SPARTAN takes moviegoers into the world of covert operations, in a tale about the kidnapping of a United States president’s daughter, starring Val Kilmer. Despite some allegorical Christian references, SPARTAN retains a depressingly cynical and conspiratorial humanist worldview, with some very strong foul language, strong borderline action violence, and brief, but mostly light, sexual references.

Review:

SPARTAN takes moviegoers into the world of covert operations, in a rough tale about the kidnapping of a United States president’s daughter. Like the MISSION IMPOSSIBLE movies, it has some positive Christian allegorical elements, but, regrettably, fails to capitalize fully on them. Ultimately, the movie seems to have a cynical, conspiratorial view of American covert operations and the political reasons behind them.

The movie opens with Robert Scott, a career military man involved in covert ops, training a black Marine named Curtis, who wants to join the elite espionage corps. When Scott is recruited to find the President’s missing daughter, Laura, his superiors pair him with Curtis.

The naiveté of his partner and the political ambitions of his superiors complicate the mission, which may involve an Arab white slavery ring that unknowingly picked up Laura, who, on a whim, has died her hair blonde. The clandestine mission comes to an abrupt end when the news media issues reports of the girl’s death.

Scott returns to his quiet life as a rural landowner, until Curtis convinces him that there’s some kind of conspiracy and that the President’s daughter may still be alive, but may be abandoned by the political handlers surrounding the President. The conspiracy eventually forces Scott underground. Relying on his survival techniques and his stoic military training, Scott secretly travels to the Middle East to rescue the girl and bring her home. If, that is, the girl still wants to come home.
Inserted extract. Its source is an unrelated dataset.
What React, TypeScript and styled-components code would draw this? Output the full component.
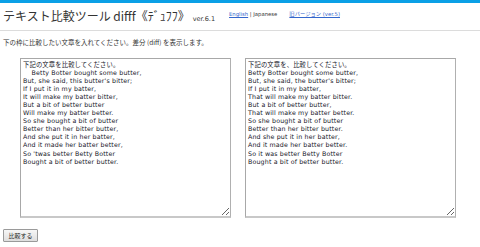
import React from "react";
import styled, { createGlobalStyle } from "styled-components";

const Global = createGlobalStyle`
  html, body { margin: 0; padding: 0; background: #fff; }
  body {
    font-family: "DejaVu Sans", "Noto Sans CJK JP", sans-serif;
    color: #333;
  }
`;

const TopBar = styled.div`
  height: 3px;
  background: #0aa0e6;
`;

const Header = styled.header`
  display: flex;
  align-items: flex-start;
  height: 28px;
  padding: 5px 3px 0;
  box-sizing: border-box;
  border-bottom: 1px solid #dcdcdc;
`;

const Title = styled.h1`
  margin: 0;
  font-family: "Noto Sans CJK JP", sans-serif;
  font-weight: normal;
  font-size: 12px;
  line-height: 16px;
  color: #333;
  white-space: nowrap;
`;

const Version = styled.span`
  font-family: "DejaVu Sans", sans-serif;
  font-size: 6.5px;
  margin-left: 3px;
`;

const Nav = styled.nav`
  display: flex;
  gap: 12px;
  margin-left: 14px;
  padding-top: 3px;
  font-size: 5.3px;
  line-height: 7px;
  color: #333;
  white-space: nowrap;
`;

const Link = styled.a`
  color: #3366cc;
  text-decoration: underline;
`;

const Intro = styled.p`
  margin: 7px 0 0 3px;
  font-family: "Noto Sans CJK JP", sans-serif;
  font-size: 6.5px;
  line-height: 9px;
  color: #333;
`;

const Panels = styled.div`
  display: flex;
  gap: 14px;
  padding: 11px 0 0 20px;
`;

const Box = styled.textarea`
  width: 211px;
  height: 160px;
  box-sizing: border-box;
  margin: 0;
  padding: 2px 2px;
  border: 1px solid #a8a8a8;
  border-bottom: 2px solid #c8c8c8;
  border-right: 1px solid #b0b0b0;
  font-family: "DejaVu Sans", "Noto Sans CJK JP", sans-serif;
  font-size: 6.3px;
  letter-spacing: 0.15px;
  line-height: 8.05px;
  color: #15151f;
  background: #fff;
  outline: none;
  overflow: hidden;
`;

const Footer = styled.div`
  display: flex;
  padding: 11px 0 0 3px;
`;

const Button = styled.button`
  margin: 0;
  width: 35px;
  height: 13px;
  padding: 0;
  font-family: "Noto Sans CJK JP", sans-serif;
  font-size: 6px;
  line-height: 10px;
  color: #222;
  background: linear-gradient(#f6f6f6, #dedede);
  border: 1px solid #9a9a9a;
  border-radius: 1px;
`;

const left = `下記の文章を比較してください。
    Betty Botter bought some butter,
But, she said, this butter's bitter;
If I put it in my batter,
It will make my batter bitter,
But a bit of better butter
Will make my batter better.
So she bought a bit of butter
Better than her bitter butter,
And she put it in her batter,
And it made her batter better,
So 'twas better Betty Botter
Bought a bit of better butter.`;

const right = `下記の文章を、比較してください。
Betty Botter bought some butter,
But, she said, the butter's bitter;
If I put it in my batter,
That will make my batter bitter.
But a bit of better butter,
That will make my batter better.
So she bought a bit of butter
Better than her bitter butter.
And she put it in her batter,
And it made her batter better.
So it was better Betty Botter
Bought a bit of better butter.`;

export default function App() {
  return (
    <>
      <Global />
      <TopBar />
      <Header>
        <Title>
          テキスト比較ツール difff《ﾃﾞｭﾌﾌ》<Version>ver.6.1</Version>
        </Title>
        <Nav>
          <span>
            <Link href="#">English</Link> | Japanese
          </span>
          <Link href="#">旧バージョン (ver.5)</Link>
        </Nav>
      </Header>
      <Intro>下の枠に比較したい文章を入れてください。差分 (diff) を表示します。</Intro>
      <Panels>
        <Box defaultValue={left} spellCheck={false} />
        <Box defaultValue={right} spellCheck={false} />
      </Panels>
      <Footer>
        <Button>比較する</Button>
      </Footer>
    </>
  );
}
Corruption in high places is the main theme of this sometimes exciting movie. The motives of the characters are a little too murky at times, although there are some allegorical Christian references associated with the movie’s stoic hero. These references don’t lead to a positive redemptive conclusion, however. In the last shot of the movie, the hero, Scott, seems to have taken on a rather cynical attitude about what he has just experienced.
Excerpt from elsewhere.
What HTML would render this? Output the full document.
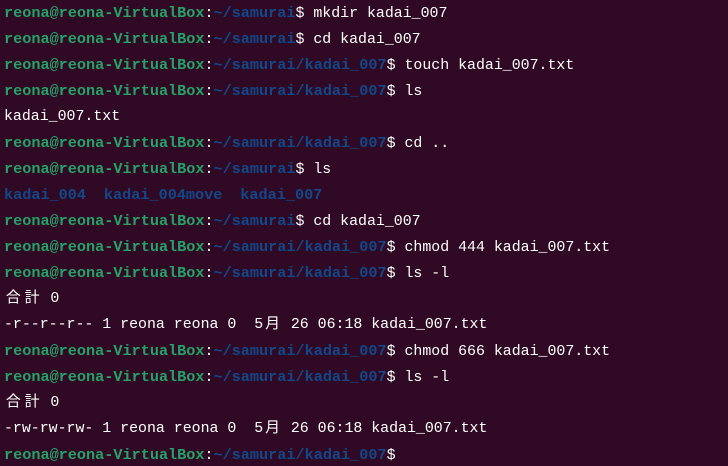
<!DOCTYPE html>
<html><head><meta charset="utf-8"><style>
html,body{margin:0;padding:0;background:#300a24;width:728px;height:466px;overflow:hidden}
.t{padding-left:4px;font-family:"Liberation Mono","Noto Sans CJK JP",monospace;font-size:14.9px;color:#ffffff}
.t div{height:26px;line-height:26px;white-space:pre;overflow:hidden}
.g{color:#26a269;font-weight:bold;font-size:15.2px}
.b{color:#12488b;font-weight:bold;font-size:15.2px}
.c{display:inline-block;width:2.1ch;text-align:center}
</style></head><body><div class="t">
<div><span class="g">reona@reona-VirtualBox</span>:<span class="b">~/samurai</span>$ mkdir kadai_007</div>
<div><span class="g">reona@reona-VirtualBox</span>:<span class="b">~/samurai</span>$ cd kadai_007</div>
<div><span class="g">reona@reona-VirtualBox</span>:<span class="b">~/samurai/kadai_007</span>$ touch kadai_007.txt</div>
<div><span class="g">reona@reona-VirtualBox</span>:<span class="b">~/samurai/kadai_007</span>$ ls</div>
<div>kadai_007.txt</div>
<div><span class="g">reona@reona-VirtualBox</span>:<span class="b">~/samurai/kadai_007</span>$ cd ..</div>
<div><span class="g">reona@reona-VirtualBox</span>:<span class="b">~/samurai</span>$ ls</div>
<div><span class="b">kadai_004</span>  <span class="b">kadai_004move</span>  <span class="b">kadai_007</span></div>
<div><span class="g">reona@reona-VirtualBox</span>:<span class="b">~/samurai</span>$ cd kadai_007</div>
<div><span class="g">reona@reona-VirtualBox</span>:<span class="b">~/samurai/kadai_007</span>$ chmod 444 kadai_007.txt</div>
<div><span class="g">reona@reona-VirtualBox</span>:<span class="b">~/samurai/kadai_007</span>$ ls -l</div>
<div><span class="c">合</span><span class="c">計</span> 0</div>
<div>-r--r--r-- 1 reona reona 0  5<span class="c">月</span> 26 06:18 kadai_007.txt</div>
<div><span class="g">reona@reona-VirtualBox</span>:<span class="b">~/samurai/kadai_007</span>$ chmod 666 kadai_007.txt</div>
<div><span class="g">reona@reona-VirtualBox</span>:<span class="b">~/samurai/kadai_007</span>$ ls -l</div>
<div><span class="c">合</span><span class="c">計</span> 0</div>
<div>-rw-rw-rw- 1 reona reona 0  5<span class="c">月</span> 26 06:18 kadai_007.txt</div>
<div><span class="g">reona@reona-VirtualBox</span>:<span class="b">~/samurai/kadai_007</span>$ </div>
</div></body></html>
Taken as a whole, then, the movie’s worldview is a cynical, conspiratorial one that seems a bit humanist. It also seems to contain politically correct undercurrents with apparent anti-American feelings about the government’s fight against terrorism and a cynical view of presidential politics that may be a slam against President George Bush.
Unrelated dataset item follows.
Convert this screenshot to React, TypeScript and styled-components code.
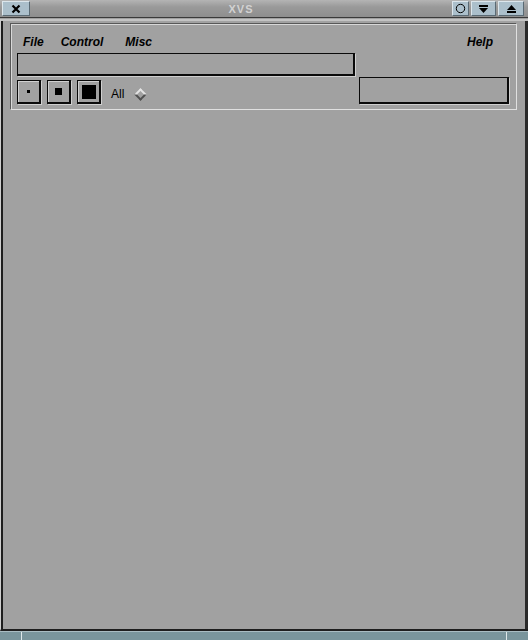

SPARTAN also has some very strong foul language, strong borderline action violence with point blank shootings and rough martial arts action, and references to Arabian slave traders and presidential infidelity. SPARTAN warrants extreme caution.

In Brief:

SPARTAN takes moviegoers into the world of covert operations. Val Kilmer stars as Robert Scott, a stoic military officer involved in covert ops, who is recruited to find a United States president’s missing daughter. The search and rescue mission comes to an abrupt end when the news media reports the girl’s death. Scott learns, however, that the girl may still be alive, the victim of an Arabian white slave trade. Relying on his survival techniques and his stoic military training, Scott secretly travels to the Middle East to rescue the girl and bring her home, if, that is, the girl still wants to come home.



Corruption in high places is the main theme of this sometimes exciting movie. The motives of the characters are a little too murky at times, although there are some allegorical Christian references associated with the movie’s stoic hero. These references don’t lead to a positive redemptive conclusion, however. Instead, the movie’s worldview seems to be a cynical humanist one, with some politically correct anti-American undertones. The movie also contains very strong foul language, strong borderline action violence, and brief, but mostly light, sexual references. SPARTAN warrants extreme caution.